◆ Exercise objective
Report how many lines hold the string "html". Give the number and nothing else.

[Code that builds pages]
━━━━━━━━━━━━━━━━━━━━━━━━━━━━━━

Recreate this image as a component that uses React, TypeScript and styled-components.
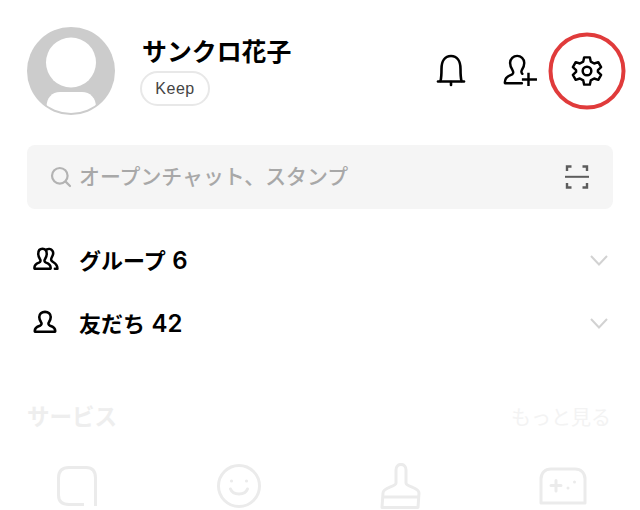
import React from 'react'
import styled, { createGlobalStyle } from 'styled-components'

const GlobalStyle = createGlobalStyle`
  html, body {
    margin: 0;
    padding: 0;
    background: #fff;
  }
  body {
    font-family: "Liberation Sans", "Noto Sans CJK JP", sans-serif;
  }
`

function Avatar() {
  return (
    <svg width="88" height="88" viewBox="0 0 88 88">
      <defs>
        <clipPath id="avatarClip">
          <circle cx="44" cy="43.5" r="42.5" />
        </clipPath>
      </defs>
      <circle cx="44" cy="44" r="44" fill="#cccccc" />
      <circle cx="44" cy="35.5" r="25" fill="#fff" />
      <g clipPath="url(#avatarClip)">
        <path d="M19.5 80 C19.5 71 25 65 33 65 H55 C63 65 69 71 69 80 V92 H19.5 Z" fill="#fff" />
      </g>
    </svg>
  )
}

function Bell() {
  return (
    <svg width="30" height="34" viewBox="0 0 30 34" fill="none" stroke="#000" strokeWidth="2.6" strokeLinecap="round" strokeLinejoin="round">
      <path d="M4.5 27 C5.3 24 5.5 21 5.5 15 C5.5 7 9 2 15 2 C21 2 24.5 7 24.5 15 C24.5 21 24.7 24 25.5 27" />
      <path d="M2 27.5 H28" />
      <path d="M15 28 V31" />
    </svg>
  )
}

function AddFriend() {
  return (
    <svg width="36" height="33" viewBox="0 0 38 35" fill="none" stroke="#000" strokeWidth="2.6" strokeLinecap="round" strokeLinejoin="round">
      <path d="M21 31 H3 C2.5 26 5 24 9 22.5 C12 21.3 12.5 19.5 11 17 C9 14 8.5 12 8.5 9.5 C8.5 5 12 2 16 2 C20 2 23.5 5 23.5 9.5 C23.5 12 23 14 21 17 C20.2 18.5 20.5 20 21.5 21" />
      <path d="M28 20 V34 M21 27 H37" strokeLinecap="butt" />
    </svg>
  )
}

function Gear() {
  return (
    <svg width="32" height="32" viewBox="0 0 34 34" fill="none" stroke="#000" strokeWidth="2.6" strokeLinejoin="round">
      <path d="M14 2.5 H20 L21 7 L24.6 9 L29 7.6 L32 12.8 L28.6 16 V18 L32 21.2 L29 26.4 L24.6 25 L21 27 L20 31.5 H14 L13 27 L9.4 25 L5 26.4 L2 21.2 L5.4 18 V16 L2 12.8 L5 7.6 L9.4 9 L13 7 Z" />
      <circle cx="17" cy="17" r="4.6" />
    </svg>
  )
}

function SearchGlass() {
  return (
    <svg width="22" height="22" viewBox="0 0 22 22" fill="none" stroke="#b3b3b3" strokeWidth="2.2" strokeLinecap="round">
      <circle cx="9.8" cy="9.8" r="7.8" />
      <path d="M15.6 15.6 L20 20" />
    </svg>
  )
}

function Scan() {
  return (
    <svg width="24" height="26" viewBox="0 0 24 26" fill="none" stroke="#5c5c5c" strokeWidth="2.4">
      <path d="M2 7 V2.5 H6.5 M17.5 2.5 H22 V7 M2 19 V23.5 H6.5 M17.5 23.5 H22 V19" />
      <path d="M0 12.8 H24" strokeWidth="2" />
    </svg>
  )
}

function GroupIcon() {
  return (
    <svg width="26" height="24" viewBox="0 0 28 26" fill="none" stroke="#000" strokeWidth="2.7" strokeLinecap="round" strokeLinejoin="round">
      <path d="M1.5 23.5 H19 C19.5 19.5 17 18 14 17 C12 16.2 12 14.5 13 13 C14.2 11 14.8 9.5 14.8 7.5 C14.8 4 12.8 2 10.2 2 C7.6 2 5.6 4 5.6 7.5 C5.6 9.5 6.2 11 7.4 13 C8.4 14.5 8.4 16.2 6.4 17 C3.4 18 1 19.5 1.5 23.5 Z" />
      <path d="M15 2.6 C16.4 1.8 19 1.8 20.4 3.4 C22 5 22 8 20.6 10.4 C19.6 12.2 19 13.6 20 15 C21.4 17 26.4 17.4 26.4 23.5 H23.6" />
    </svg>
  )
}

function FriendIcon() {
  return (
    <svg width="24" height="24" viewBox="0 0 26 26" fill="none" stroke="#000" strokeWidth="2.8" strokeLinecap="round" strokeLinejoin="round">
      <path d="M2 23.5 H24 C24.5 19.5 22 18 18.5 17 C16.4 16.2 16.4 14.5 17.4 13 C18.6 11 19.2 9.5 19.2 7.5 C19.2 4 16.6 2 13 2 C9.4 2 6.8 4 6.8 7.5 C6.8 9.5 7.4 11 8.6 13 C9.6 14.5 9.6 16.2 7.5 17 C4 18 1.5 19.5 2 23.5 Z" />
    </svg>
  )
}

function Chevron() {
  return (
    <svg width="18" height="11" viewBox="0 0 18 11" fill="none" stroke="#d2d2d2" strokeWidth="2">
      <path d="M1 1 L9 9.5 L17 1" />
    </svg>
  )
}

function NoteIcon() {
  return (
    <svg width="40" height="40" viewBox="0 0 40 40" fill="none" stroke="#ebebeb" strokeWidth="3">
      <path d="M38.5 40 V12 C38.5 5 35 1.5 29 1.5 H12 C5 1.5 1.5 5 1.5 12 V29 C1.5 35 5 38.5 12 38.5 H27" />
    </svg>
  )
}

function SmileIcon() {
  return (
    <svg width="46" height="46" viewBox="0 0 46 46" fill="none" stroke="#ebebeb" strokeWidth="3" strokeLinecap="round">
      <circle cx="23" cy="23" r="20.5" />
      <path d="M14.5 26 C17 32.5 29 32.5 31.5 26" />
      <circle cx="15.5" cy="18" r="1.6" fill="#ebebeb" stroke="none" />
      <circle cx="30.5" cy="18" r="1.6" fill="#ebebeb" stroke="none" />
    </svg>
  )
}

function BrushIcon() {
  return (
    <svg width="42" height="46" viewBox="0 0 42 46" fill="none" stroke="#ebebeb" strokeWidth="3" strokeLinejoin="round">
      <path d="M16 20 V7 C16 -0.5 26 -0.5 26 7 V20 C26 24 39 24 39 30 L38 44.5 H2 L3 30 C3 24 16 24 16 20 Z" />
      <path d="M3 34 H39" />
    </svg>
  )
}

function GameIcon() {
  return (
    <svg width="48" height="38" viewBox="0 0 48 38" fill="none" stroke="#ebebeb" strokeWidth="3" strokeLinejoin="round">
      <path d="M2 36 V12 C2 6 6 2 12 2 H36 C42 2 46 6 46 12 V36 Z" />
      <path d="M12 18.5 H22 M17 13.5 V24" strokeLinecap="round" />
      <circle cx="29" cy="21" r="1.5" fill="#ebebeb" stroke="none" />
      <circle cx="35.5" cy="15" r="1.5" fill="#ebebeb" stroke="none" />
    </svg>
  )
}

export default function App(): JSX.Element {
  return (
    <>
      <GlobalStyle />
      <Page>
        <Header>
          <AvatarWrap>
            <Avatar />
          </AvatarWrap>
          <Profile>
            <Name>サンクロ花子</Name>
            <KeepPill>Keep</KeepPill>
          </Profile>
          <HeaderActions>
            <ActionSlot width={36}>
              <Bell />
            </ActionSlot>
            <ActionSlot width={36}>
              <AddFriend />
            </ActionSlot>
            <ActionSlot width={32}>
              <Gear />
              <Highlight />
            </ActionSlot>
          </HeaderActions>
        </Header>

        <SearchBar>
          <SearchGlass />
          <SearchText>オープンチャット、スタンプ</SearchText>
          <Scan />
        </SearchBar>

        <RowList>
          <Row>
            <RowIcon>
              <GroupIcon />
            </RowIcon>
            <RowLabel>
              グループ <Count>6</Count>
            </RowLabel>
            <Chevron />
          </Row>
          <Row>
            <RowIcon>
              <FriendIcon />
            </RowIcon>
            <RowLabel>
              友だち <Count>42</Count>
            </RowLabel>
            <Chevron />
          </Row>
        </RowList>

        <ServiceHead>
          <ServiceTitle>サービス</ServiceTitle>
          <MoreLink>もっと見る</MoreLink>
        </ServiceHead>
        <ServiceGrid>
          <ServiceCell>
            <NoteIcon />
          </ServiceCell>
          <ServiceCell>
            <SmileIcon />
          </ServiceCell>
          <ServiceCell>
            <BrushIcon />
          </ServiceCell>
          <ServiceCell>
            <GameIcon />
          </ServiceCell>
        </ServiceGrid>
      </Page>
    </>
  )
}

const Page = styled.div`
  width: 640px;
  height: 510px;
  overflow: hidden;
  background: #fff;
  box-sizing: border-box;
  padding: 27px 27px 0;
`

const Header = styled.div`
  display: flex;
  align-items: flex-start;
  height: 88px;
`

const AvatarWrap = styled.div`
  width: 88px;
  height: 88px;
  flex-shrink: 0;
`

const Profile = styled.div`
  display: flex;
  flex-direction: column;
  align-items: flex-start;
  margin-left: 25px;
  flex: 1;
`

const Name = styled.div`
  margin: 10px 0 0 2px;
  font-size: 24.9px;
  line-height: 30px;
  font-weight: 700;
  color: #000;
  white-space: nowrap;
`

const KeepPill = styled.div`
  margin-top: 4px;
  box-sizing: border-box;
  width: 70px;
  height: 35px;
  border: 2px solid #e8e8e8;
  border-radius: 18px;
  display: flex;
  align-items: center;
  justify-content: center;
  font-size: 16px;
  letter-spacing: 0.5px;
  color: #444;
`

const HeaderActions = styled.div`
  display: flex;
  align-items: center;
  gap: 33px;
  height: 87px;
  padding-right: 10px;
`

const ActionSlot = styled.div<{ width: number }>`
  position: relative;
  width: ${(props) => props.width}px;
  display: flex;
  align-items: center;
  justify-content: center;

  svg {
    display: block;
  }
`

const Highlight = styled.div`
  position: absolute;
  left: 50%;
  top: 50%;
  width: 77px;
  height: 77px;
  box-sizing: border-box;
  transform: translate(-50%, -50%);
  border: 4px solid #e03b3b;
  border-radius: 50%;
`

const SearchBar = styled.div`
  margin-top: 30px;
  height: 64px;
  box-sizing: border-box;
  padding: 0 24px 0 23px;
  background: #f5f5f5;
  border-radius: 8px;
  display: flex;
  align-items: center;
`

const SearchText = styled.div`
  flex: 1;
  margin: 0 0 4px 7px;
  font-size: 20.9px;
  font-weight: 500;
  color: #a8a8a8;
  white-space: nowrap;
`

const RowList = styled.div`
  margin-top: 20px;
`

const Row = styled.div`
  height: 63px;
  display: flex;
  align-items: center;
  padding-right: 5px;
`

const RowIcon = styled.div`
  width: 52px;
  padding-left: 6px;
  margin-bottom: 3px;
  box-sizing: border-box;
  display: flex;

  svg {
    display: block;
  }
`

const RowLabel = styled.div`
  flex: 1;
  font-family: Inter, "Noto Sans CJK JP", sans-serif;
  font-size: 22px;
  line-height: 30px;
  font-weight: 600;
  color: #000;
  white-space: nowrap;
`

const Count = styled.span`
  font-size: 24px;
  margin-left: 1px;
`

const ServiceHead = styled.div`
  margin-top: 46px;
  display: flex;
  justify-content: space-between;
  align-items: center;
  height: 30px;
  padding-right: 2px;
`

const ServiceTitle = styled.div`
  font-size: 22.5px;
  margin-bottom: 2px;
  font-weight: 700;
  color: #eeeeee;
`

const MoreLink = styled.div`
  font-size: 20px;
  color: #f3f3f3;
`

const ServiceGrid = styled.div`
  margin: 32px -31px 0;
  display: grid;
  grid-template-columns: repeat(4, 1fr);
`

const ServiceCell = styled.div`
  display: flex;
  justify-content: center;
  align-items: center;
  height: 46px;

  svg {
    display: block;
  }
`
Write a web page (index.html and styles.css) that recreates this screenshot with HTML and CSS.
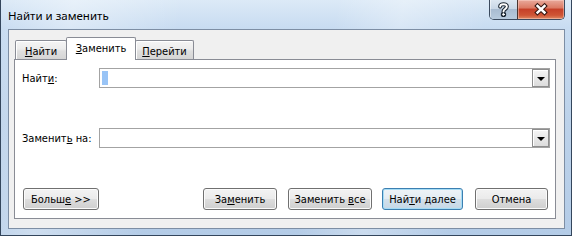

━━━━━━━━━━━━━━━━━━━━━━━━━━━━━━

◆ Answer for this exercise
2